Team Members: Dr.P.Subashini, CMLI Coordinator,Professor of Computer Science.
Dr.S.Meenakshi, Associate Professor of Computer Science, Gobi Arts and Science College.
Dr.R.Janani,Research Assistant,CMLI.
Ms.Sathya Sree S, II MCA , Gobi Arts and Science College.
Project Summary:
The project, entitled “Prediction of Toxicity in Drug Discovery using Quantum Machine Learning,” aims to improve the identification of potentially toxic compounds by combining quantum computing with advanced machine learning techniques. The four important steps that are carried out in this project are: input data, feature extraction and selection, quantum encoding, and model training and evaluation. Input data: The raw dataset contains 1800 drugs represented as SMILES strings. The target variable indicates whether a drug exhibits toxicity (1) or not (0). Feature Extraction and Selection: RDKit is used to extract molecular descriptors from the smiles. These descriptors serve as features that represent the chemical properties of the compounds. After extracting the features, the most relevant ones are selected, focusing on the top 10 features with the highest correlation to toxicity prediction. This helps reduce the dimensionality of the data while maintaining its predictive power. Quantum Encoding: This step involves converting the classical features (molecular descriptors) into quantum states using quantum gates and circuits. Quantum encoding techniques allow the representation of classical data in a quantum system, enabling the use of quantum algorithms to process the information. Once the data is encoded into quantum states, the fidelity of each quantum state is calculated for each quantum state representing the classical data.

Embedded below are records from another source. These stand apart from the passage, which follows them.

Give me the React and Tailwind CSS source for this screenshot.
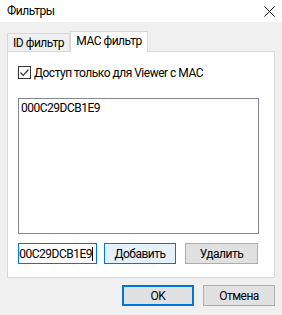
import React from "react";

const App = () => {
  return (
    <div
      className="w-[282px] h-[315px] bg-[#f0f0f0] text-[12px] tracking-[-0.5px] text-black overflow-hidden"
      style={{ fontFamily: 'Roboto, "Noto Sans", sans-serif' }}
    >
      {/* Title bar */}
      <div className="h-[22px] bg-white flex items-center justify-between pl-[7px] pr-[6px]">
        <span className="leading-none">Фильтры</span>
        <svg width="11" height="11" viewBox="0 0 11 11" className="mr-[1px]">
          <path d="M0.5 0.5 L10.5 10.5 M10.5 0.5 L0.5 10.5" stroke="#111" strokeWidth="1" />
        </svg>
      </div>

      <div className="px-[7px] pt-[9px]">
        {/* Tabs */}
        <div className="flex items-end h-[20px]">
          <div className="h-[18px] w-[63px] bg-[#f0f0f0] border border-b-0 border-[#d9d9d9] flex items-center justify-center leading-none">
            ID фильтр
          </div>
          <div className="relative z-10 h-[21px] w-[78px] -mb-px bg-white border border-b-0 border-[#d9d9d9] flex items-center justify-center leading-none pb-[2px]">
            MAC фильтр
          </div>
        </div>

        {/* Tab panel */}
        <div className="h-[227px] bg-white border border-[#d9d9d9] pl-[10px] pt-[14px]">
          <div className="flex items-center h-[13px]">
            <div className="w-[13px] h-[13px] border border-[#333] bg-white flex items-center justify-center">
              <svg width="11" height="11" viewBox="0 0 11 11">
                <path d="M1.5 5.5 L4.2 8.3 L9.5 2.5" fill="none" stroke="#333" strokeWidth="1.2" />
              </svg>
            </div>
            <span className="ml-[3px] leading-none">Доступ только для Viewer с MAC</span>
          </div>

          {/* List box */}
          <div className="mt-[19px] w-[241px] h-[136px] border border-[#828790] bg-white px-[2px] pt-[2px]">
            <div className="leading-[15px]">000C29DCB1E9</div>
          </div>

          {/* Input + buttons */}
          <div className="mt-[9px] flex items-center h-[21px]">
            <div className="w-[79px] h-[21px] border border-[#0078d7] bg-white overflow-hidden flex items-center justify-end pr-[3px]">
              <span className="whitespace-nowrap leading-none">000C29DCB1E9</span>
              <span className="w-px h-[14px] bg-black shrink-0"></span>
            </div>
            <button className="ml-[7px] w-[72px] h-[21px] border border-[#0078d7] bg-[#e5f1fb] leading-none">
              Добавить
            </button>
            <button className="ml-[9px] w-[73px] h-[21px] border border-[#adadad] bg-[#e1e1e1] leading-none">
              Удалить
            </button>
          </div>
        </div>

        {/* Footer buttons */}
        <div className="mt-[7px] flex justify-end">
          <button className="w-[72px] h-[21px] border-2 border-[#0078d7] bg-[#e1e1e1] leading-none">
            OK
          </button>
          <button className="ml-[9px] w-[72px] h-[21px] border border-[#adadad] bg-[#e1e1e1] leading-none">
            Отмена
          </button>
        </div>
      </div>
    </div>
  );
};

export default App;
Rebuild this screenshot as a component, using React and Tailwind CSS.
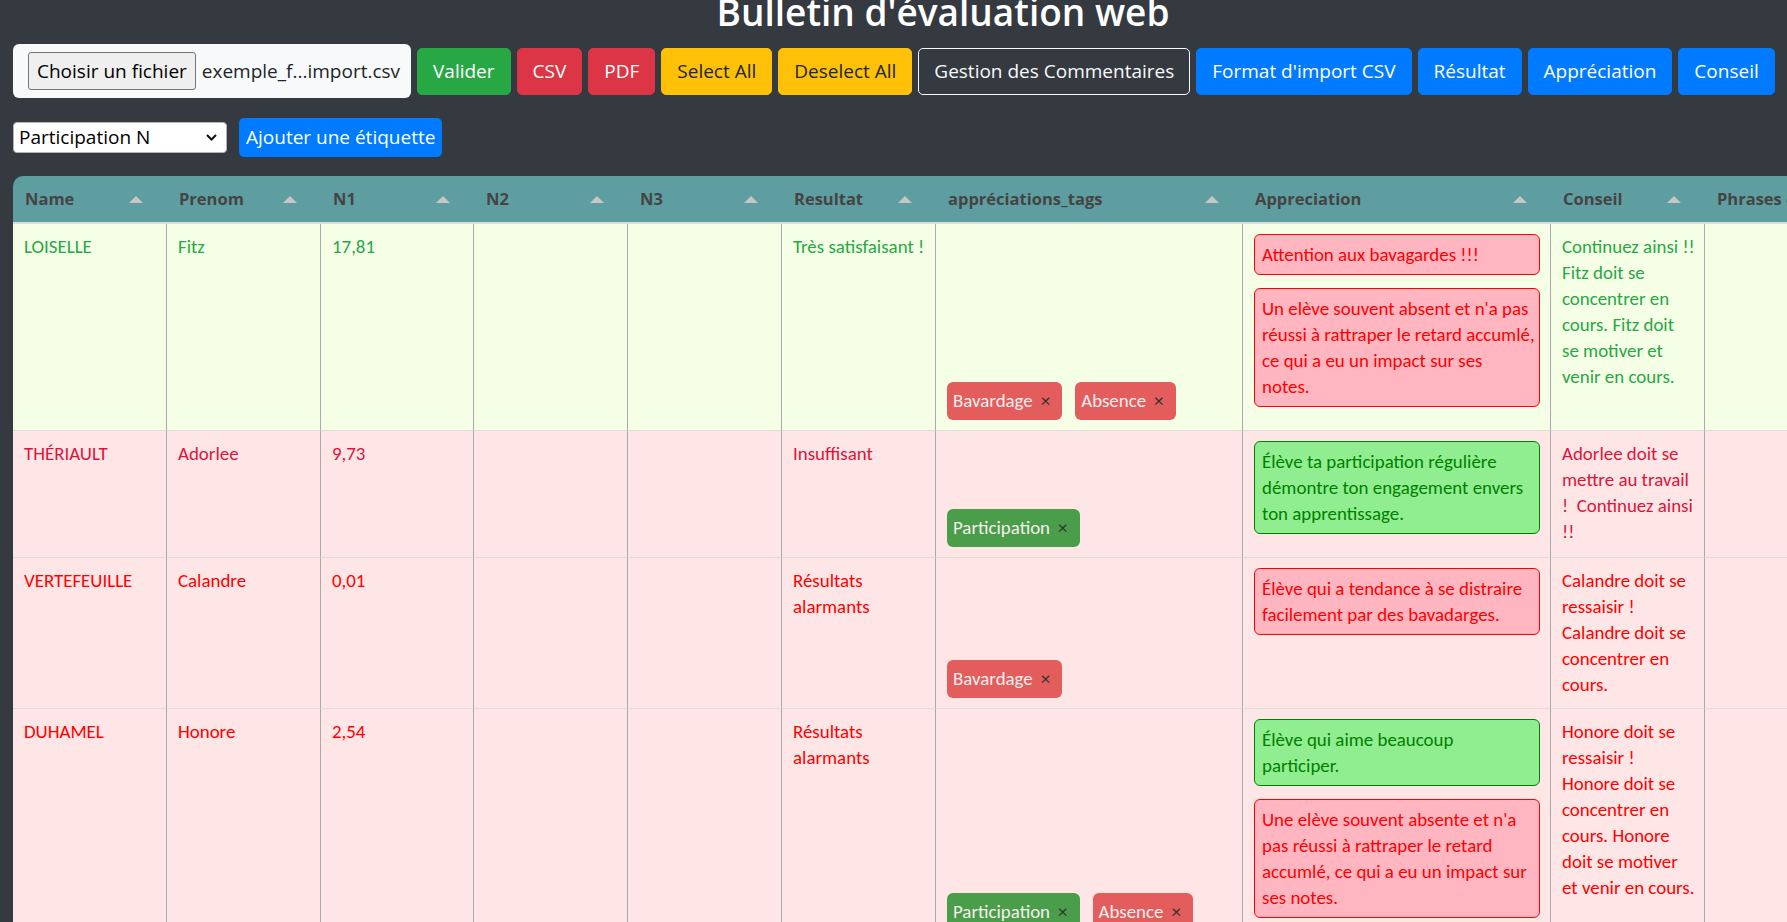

Based on fidelity values, a fidelity-based quantum kernel is constructed, which can be used in quantum machine learning models. Model Training and Evaluation: The fidelity-based quantum kernel is applied to a Support Vector Machine, which is trained on the dataset. The performance of the QSVM is compared with classical machine learning models using metrics such as Accuracy, F1 Score, Recall, Precision, ROC curve, and Confusion Matrix.